** Start DATA SEGMENT **
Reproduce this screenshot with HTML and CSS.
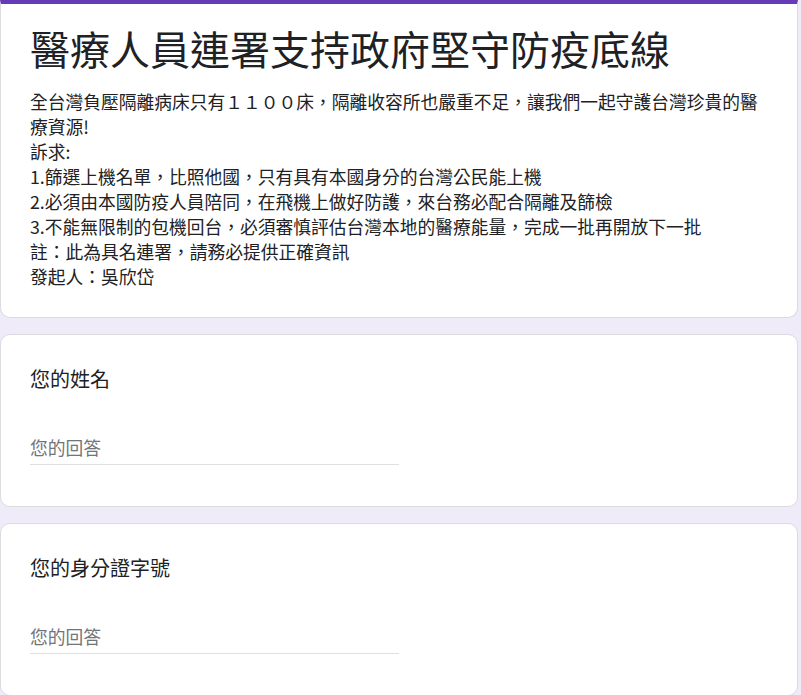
FILE: index.html
```html
<!DOCTYPE html>
<html lang="zh-Hant">
<head>
    <meta charset="utf-8">
    <meta name="viewport" content="width=device-width, initial-scale=1.0">
    <title>醫療人員連署支持政府堅守防疫底線</title>
<link rel="stylesheet" href="styles.css">
</head>
<body>
<div id="wrap">
    <div class="card headCard">
        <h1 class="formTitle">醫療人員連署支持政府堅守防疫底線</h1>
        <div class="formDesc">
            全台灣負壓隔離病床只有１１００床，隔離收容所也嚴重不足，讓我們一起守護台灣珍貴的醫療資源!<br>
            訴求:<br>
            1.篩選上機名單，比照他國，只有具有本國身分的台灣公民能上機<br>
            2.必須由本國防疫人員陪同，在飛機上做好防護，來台務必配合隔離及篩檢<br>
            3.不能無限制的包機回台，必須審慎評估台灣本地的醫療能量，完成一批再開放下一批<br>
            註：此為具名連署，請務必提供正確資訊<br>
            發起人：吳欣岱
        </div>
    </div>
    <div class="card qCard">
        <div class="qTitle">您的姓名</div>
        <div class="answer"><input type="text" class="answerInput" placeholder="您的回答"></div>
    </div>
    <div class="card qCard">
        <div class="qTitle">您的身分證字號</div>
        <div class="answer"><input type="text" class="answerInput" placeholder="您的回答"></div>
    </div>
</div>
</body>
</html>
```
FILE: styles.css
```css
*{padding: 0;margin: 0;box-sizing: border-box;}
body {background-color: #f0ebf8;font-family: "Noto Sans CJK TC", "Noto Sans", sans-serif;color: #202124;}
#wrap {width: 798px;padding-bottom: 40px;}

.card {background-color: #fff;border: 1px solid #dadce0;border-radius: 10px;padding: 0 29px;margin-bottom: 16px;}
.headCard {border-top: 4px solid #673ab7;border-radius: 0 0 10px 10px;padding-top: 19px;padding-bottom: 28px;}
.formTitle {font-size: 40px;line-height: 50px;font-weight: 400;}
.formDesc {margin-top: 16px;font-size: 17.75px;line-height: 25px;}

.qCard {padding-top: 29px;padding-bottom: 41px;}
.qTitle {font-size: 20px;line-height: 30px;}
.answer {margin-top: 34px;width: 369px;border-bottom: 1px solid #e0e0e0;}
.answerInput {display: block;width: 100%;border: 0;outline: 0;background: transparent;padding: 8px 0 6px;font-family: inherit;font-size: 17.75px;line-height: 22px;height: 36px;color: #202124;}
.answerInput::placeholder {color: #70757a;}
```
** End DATA SEGMENT **
▸ **EXERCISE BRIEF**
Repeat all of the data above word for word, minus the pictures.

▸ **EXERCISE SOLUTION**
Reproduce this screenshot with HTML and CSS.
FILE: index.html
```html
<!DOCTYPE html>
<html lang="zh-Hant">
<head>
    <meta charset="utf-8">
    <meta name="viewport" content="width=device-width, initial-scale=1.0">
    <title>醫療人員連署支持政府堅守防疫底線</title>
<link rel="stylesheet" href="styles.css">
</head>
<body>
<div id="wrap">
    <div class="card headCard">
        <h1 class="formTitle">醫療人員連署支持政府堅守防疫底線</h1>
        <div class="formDesc">
            全台灣負壓隔離病床只有１１００床，隔離收容所也嚴重不足，讓我們一起守護台灣珍貴的醫療資源!<br>
            訴求:<br>
            1.篩選上機名單，比照他國，只有具有本國身分的台灣公民能上機<br>
            2.必須由本國防疫人員陪同，在飛機上做好防護，來台務必配合隔離及篩檢<br>
            3.不能無限制的包機回台，必須審慎評估台灣本地的醫療能量，完成一批再開放下一批<br>
            註：此為具名連署，請務必提供正確資訊<br>
            發起人：吳欣岱
        </div>
    </div>
    <div class="card qCard">
        <div class="qTitle">您的姓名</div>
        <div class="answer"><input type="text" class="answerInput" placeholder="您的回答"></div>
    </div>
    <div class="card qCard">
        <div class="qTitle">您的身分證字號</div>
        <div class="answer"><input type="text" class="answerInput" placeholder="您的回答"></div>
    </div>
</div>
</body>
</html>
```
FILE: styles.css
```css
*{padding: 0;margin: 0;box-sizing: border-box;}
body {background-color: #f0ebf8;font-family: "Noto Sans CJK TC", "Noto Sans", sans-serif;color: #202124;}
#wrap {width: 798px;padding-bottom: 40px;}

.card {background-color: #fff;border: 1px solid #dadce0;border-radius: 10px;padding: 0 29px;margin-bottom: 16px;}
.headCard {border-top: 4px solid #673ab7;border-radius: 0 0 10px 10px;padding-top: 19px;padding-bottom: 28px;}
.formTitle {font-size: 40px;line-height: 50px;font-weight: 400;}
.formDesc {margin-top: 16px;font-size: 17.75px;line-height: 25px;}

.qCard {padding-top: 29px;padding-bottom: 41px;}
.qTitle {font-size: 20px;line-height: 30px;}
.answer {margin-top: 34px;width: 369px;border-bottom: 1px solid #e0e0e0;}
.answerInput {display: block;width: 100%;border: 0;outline: 0;background: transparent;padding: 8px 0 6px;font-family: inherit;font-size: 17.75px;line-height: 22px;height: 36px;color: #202124;}
.answerInput::placeholder {color: #70757a;}
```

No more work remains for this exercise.